JOB: Reproduce the data below in full and exclude every picture.

RECORDED DATA:
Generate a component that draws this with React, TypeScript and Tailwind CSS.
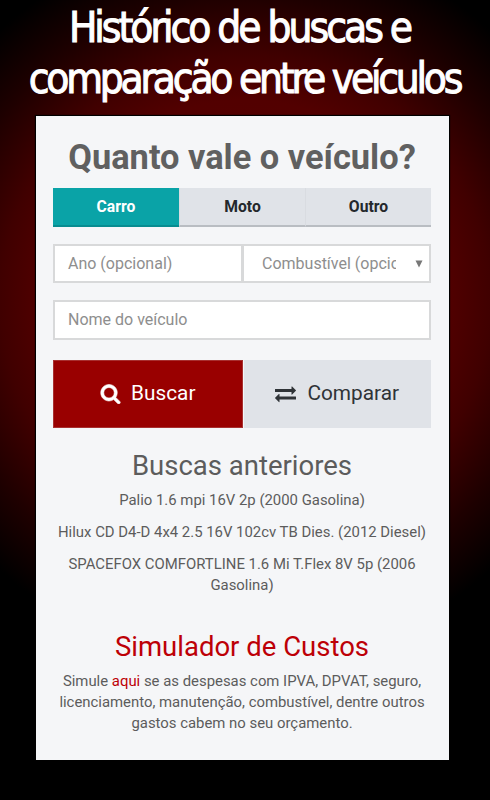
const abas = ['Carro', 'Moto', 'Outro'];

const historico = [
  'Palio 1.6 mpi 16V 2p (2000 Gasolina)',
  'Hilux CD D4-D 4x4 2.5 16V 102cv TB Dies. (2012 Diesel)',
  'SPACEFOX COMFORTLINE 1.6 Mi T.Flex 8V 5p (2006 Gasolina)',
];

const IconeBusca = () => (
  <svg viewBox="0 0 1792 1792" className="size-[21px]" fill="currentColor" stroke="currentColor" strokeWidth="50">
    <path d="M1216 832q0-185-131.5-316.5t-316.5-131.5-316.5 131.5-131.5 316.5 131.5 316.5 316.5 131.5 316.5-131.5 131.5-316.5zm512 832q0 52-38 90t-90 38q-54 0-90-38l-343-342q-179 124-399 124-143 0-273.5-55.5t-225-150-150-225-55.5-273.5 55.5-273.5 150-225 225-150 273.5-55.5 273.5 55.5 225 150 150 225 55.5 273.5q0 220-124 399l343 343q37 37 37 90z" />
  </svg>
);

const IconeTroca = () => (
  <svg viewBox="0 0 1792 1792" className="size-[21px]" fill="currentColor">
    <path d="M1792 1184v192q0 13-9.5 22.5t-22.5 9.5h-1376v192q0 13-9.5 22.5t-22.5 9.5q-12 0-24-10l-319-320q-9-9-9-22 0-14 9-23l320-320q9-9 23-9 13 0 22.5 9.5t9.5 22.5v192h1376q13 0 22.5 9.5t9.5 22.5zm0-544q0 14-9 23l-320 320q-9 9-23 9-13 0-22.5-9.5t-9.5-22.5v-192h-1376q-13 0-22.5-9.5t-9.5-22.5v-192q0-13 9.5-22.5t22.5-9.5h1376v-192q0-14 9-23t23-9q12 0 24 10l319 319q9 9 9 23z" />
  </svg>
);

export default function App() {
  return (
    <div className="h-[800px] w-[490px] overflow-hidden bg-black bg-[radial-gradient(circle_at_245px_300px,#5a0000_0px,#520000_200px,#400000_245px,#1e0000_305px,#000000_365px)] font-['Roboto',sans-serif]">
      <h1 className="h-[116px] pt-[2px] text-center font-['DejaVu_Sans_Condensed','DejaVu_Sans',sans-serif] text-[42px] leading-[51px] tracking-[-3.2px] whitespace-nowrap text-white [-webkit-text-stroke:1px_white]">
        <span className="block pr-[11px] tracking-[-3px]">Histórico de buscas e</span>
        <span className="block pr-px">comparação entre veículos</span>
      </h1>

      <main className="ml-[36px] h-[644px] w-[412.5px] bg-[#f5f6f8] pt-[22px] pr-[17.5px] pl-[17px] text-center text-[#5c5c5c] shadow-[0_0_1px_1px_#000000]">
        <h2 className="text-[34.4px] leading-[38px] font-bold whitespace-nowrap text-[#606060]">Quanto vale o veículo?</h2>

        <div className="mt-[12px] grid h-[39px] grid-cols-3">
          {abas.map((aba, i) => (
            <button
              key={aba}
              className={
                i === 0
                  ? 'border-b-2 border-[#078c90] bg-[#0aa3a7] pt-px text-[15.7px] font-bold text-white'
                  : 'border-b-2 border-l border-b-[#b9bdc2] border-l-[#d9dce1] bg-[#e0e3e8] pt-px text-[15.7px] font-bold text-[#24282c]'
              }
            >
              {aba}
            </button>
          ))}
        </div>

        <div className="mt-[17px] flex h-[39px] text-left text-base text-[#8e8e8e]">
          <div className="flex w-[190px] items-center border-2 border-[#d8d9da] bg-white pl-[13px]">Ano (opcional)</div>
          <div className="-ml-px flex flex-1 items-center border-2 border-[#d8d9da] bg-white pr-[6px] pl-[18px]">
            <span className="w-[134px] overflow-hidden whitespace-nowrap">Combustível (opcional)</span>
            <svg viewBox="0 0 8 8" className="ml-auto size-[8px]" fill="#777777">
              <path d="M0.5 0.5h7L4 7.5z" />
            </svg>
          </div>
        </div>

        <div className="mt-[17px] flex h-[40px] items-center border-2 border-[#d8d9da] bg-white pl-[13px] text-base text-[#8e8e8e]">
          Nome do veículo
        </div>

        <div className="mt-[20px] flex h-[68px] pb-[0.5px] text-[20.8px]">
          <button className="flex w-[189.5px] items-center justify-center gap-[10px] border border-[#a83030] bg-[#990000] text-white">
            <IconeBusca />
            Buscar
          </button>
          <button className="ml-px flex flex-1 items-center justify-center gap-[11px] bg-[#e0e3e8] text-[#2f3337]">
            <IconeTroca />
            Comparar
          </button>
        </div>

        <h3 className="mt-[21px] text-[27.5px] leading-[34px]">Buscas anteriores</h3>
        <div className="mt-[7px] space-y-[11px] text-[14.9px] leading-[21px]">
          {historico.map((item) => (
            <p key={item}>{item}</p>
          ))}
        </div>

        <h3 className="mt-[34px] text-[27.5px] leading-[34px] text-[#bd0007]">Simulador de Custos</h3>
        <p className="mt-[7px] text-[14.9px] leading-[21px]">
          Simule <a className="text-[#bd0007]">aqui</a> se as despesas com IPVA, DPVAT, seguro, licenciamento, manutenção, combustível, dentre outros gastos cabem no seu orçamento.
        </p>
      </main>
    </div>
  );
}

WRITTEN RESPONSE:
Generate a component that draws this with React, TypeScript and Tailwind CSS.
const abas = ['Carro', 'Moto', 'Outro'];

const historico = [
  'Palio 1.6 mpi 16V 2p (2000 Gasolina)',
  'Hilux CD D4-D 4x4 2.5 16V 102cv TB Dies. (2012 Diesel)',
  'SPACEFOX COMFORTLINE 1.6 Mi T.Flex 8V 5p (2006 Gasolina)',
];

const IconeBusca = () => (
  <svg viewBox="0 0 1792 1792" className="size-[21px]" fill="currentColor" stroke="currentColor" strokeWidth="50">
    <path d="M1216 832q0-185-131.5-316.5t-316.5-131.5-316.5 131.5-131.5 316.5 131.5 316.5 316.5 131.5 316.5-131.5 131.5-316.5zm512 832q0 52-38 90t-90 38q-54 0-90-38l-343-342q-179 124-399 124-143 0-273.5-55.5t-225-150-150-225-55.5-273.5 55.5-273.5 150-225 225-150 273.5-55.5 273.5 55.5 225 150 150 225 55.5 273.5q0 220-124 399l343 343q37 37 37 90z" />
  </svg>
);

const IconeTroca = () => (
  <svg viewBox="0 0 1792 1792" className="size-[21px]" fill="currentColor">
    <path d="M1792 1184v192q0 13-9.5 22.5t-22.5 9.5h-1376v192q0 13-9.5 22.5t-22.5 9.5q-12 0-24-10l-319-320q-9-9-9-22 0-14 9-23l320-320q9-9 23-9 13 0 22.5 9.5t9.5 22.5v192h1376q13 0 22.5 9.5t9.5 22.5zm0-544q0 14-9 23l-320 320q-9 9-23 9-13 0-22.5-9.5t-9.5-22.5v-192h-1376q-13 0-22.5-9.5t-9.5-22.5v-192q0-13 9.5-22.5t22.5-9.5h1376v-192q0-14 9-23t23-9q12 0 24 10l319 319q9 9 9 23z" />
  </svg>
);

export default function App() {
  return (
    <div className="h-[800px] w-[490px] overflow-hidden bg-black bg-[radial-gradient(circle_at_245px_300px,#5a0000_0px,#520000_200px,#400000_245px,#1e0000_305px,#000000_365px)] font-['Roboto',sans-serif]">
      <h1 className="h-[116px] pt-[2px] text-center font-['DejaVu_Sans_Condensed','DejaVu_Sans',sans-serif] text-[42px] leading-[51px] tracking-[-3.2px] whitespace-nowrap text-white [-webkit-text-stroke:1px_white]">
        <span className="block pr-[11px] tracking-[-3px]">Histórico de buscas e</span>
        <span className="block pr-px">comparação entre veículos</span>
      </h1>

      <main className="ml-[36px] h-[644px] w-[412.5px] bg-[#f5f6f8] pt-[22px] pr-[17.5px] pl-[17px] text-center text-[#5c5c5c] shadow-[0_0_1px_1px_#000000]">
        <h2 className="text-[34.4px] leading-[38px] font-bold whitespace-nowrap text-[#606060]">Quanto vale o veículo?</h2>

        <div className="mt-[12px] grid h-[39px] grid-cols-3">
          {abas.map((aba, i) => (
            <button
              key={aba}
              className={
                i === 0
                  ? 'border-b-2 border-[#078c90] bg-[#0aa3a7] pt-px text-[15.7px] font-bold text-white'
                  : 'border-b-2 border-l border-b-[#b9bdc2] border-l-[#d9dce1] bg-[#e0e3e8] pt-px text-[15.7px] font-bold text-[#24282c]'
              }
            >
              {aba}
            </button>
          ))}
        </div>

        <div className="mt-[17px] flex h-[39px] text-left text-base text-[#8e8e8e]">
          <div className="flex w-[190px] items-center border-2 border-[#d8d9da] bg-white pl-[13px]">Ano (opcional)</div>
          <div className="-ml-px flex flex-1 items-center border-2 border-[#d8d9da] bg-white pr-[6px] pl-[18px]">
            <span className="w-[134px] overflow-hidden whitespace-nowrap">Combustível (opcional)</span>
            <svg viewBox="0 0 8 8" className="ml-auto size-[8px]" fill="#777777">
              <path d="M0.5 0.5h7L4 7.5z" />
            </svg>
          </div>
        </div>

        <div className="mt-[17px] flex h-[40px] items-center border-2 border-[#d8d9da] bg-white pl-[13px] text-base text-[#8e8e8e]">
          Nome do veículo
        </div>

        <div className="mt-[20px] flex h-[68px] pb-[0.5px] text-[20.8px]">
          <button className="flex w-[189.5px] items-center justify-center gap-[10px] border border-[#a83030] bg-[#990000] text-white">
            <IconeBusca />
            Buscar
          </button>
          <button className="ml-px flex flex-1 items-center justify-center gap-[11px] bg-[#e0e3e8] text-[#2f3337]">
            <IconeTroca />
            Comparar
          </button>
        </div>

        <h3 className="mt-[21px] text-[27.5px] leading-[34px]">Buscas anteriores</h3>
        <div className="mt-[7px] space-y-[11px] text-[14.9px] leading-[21px]">
          {historico.map((item) => (
            <p key={item}>{item}</p>
          ))}
        </div>

        <h3 className="mt-[34px] text-[27.5px] leading-[34px] text-[#bd0007]">Simulador de Custos</h3>
        <p className="mt-[7px] text-[14.9px] leading-[21px]">
          Simule <a className="text-[#bd0007]">aqui</a> se as despesas com IPVA, DPVAT, seguro, licenciamento, manutenção, combustível, dentre outros gastos cabem no seu orçamento.
        </p>
      </main>
    </div>
  );
}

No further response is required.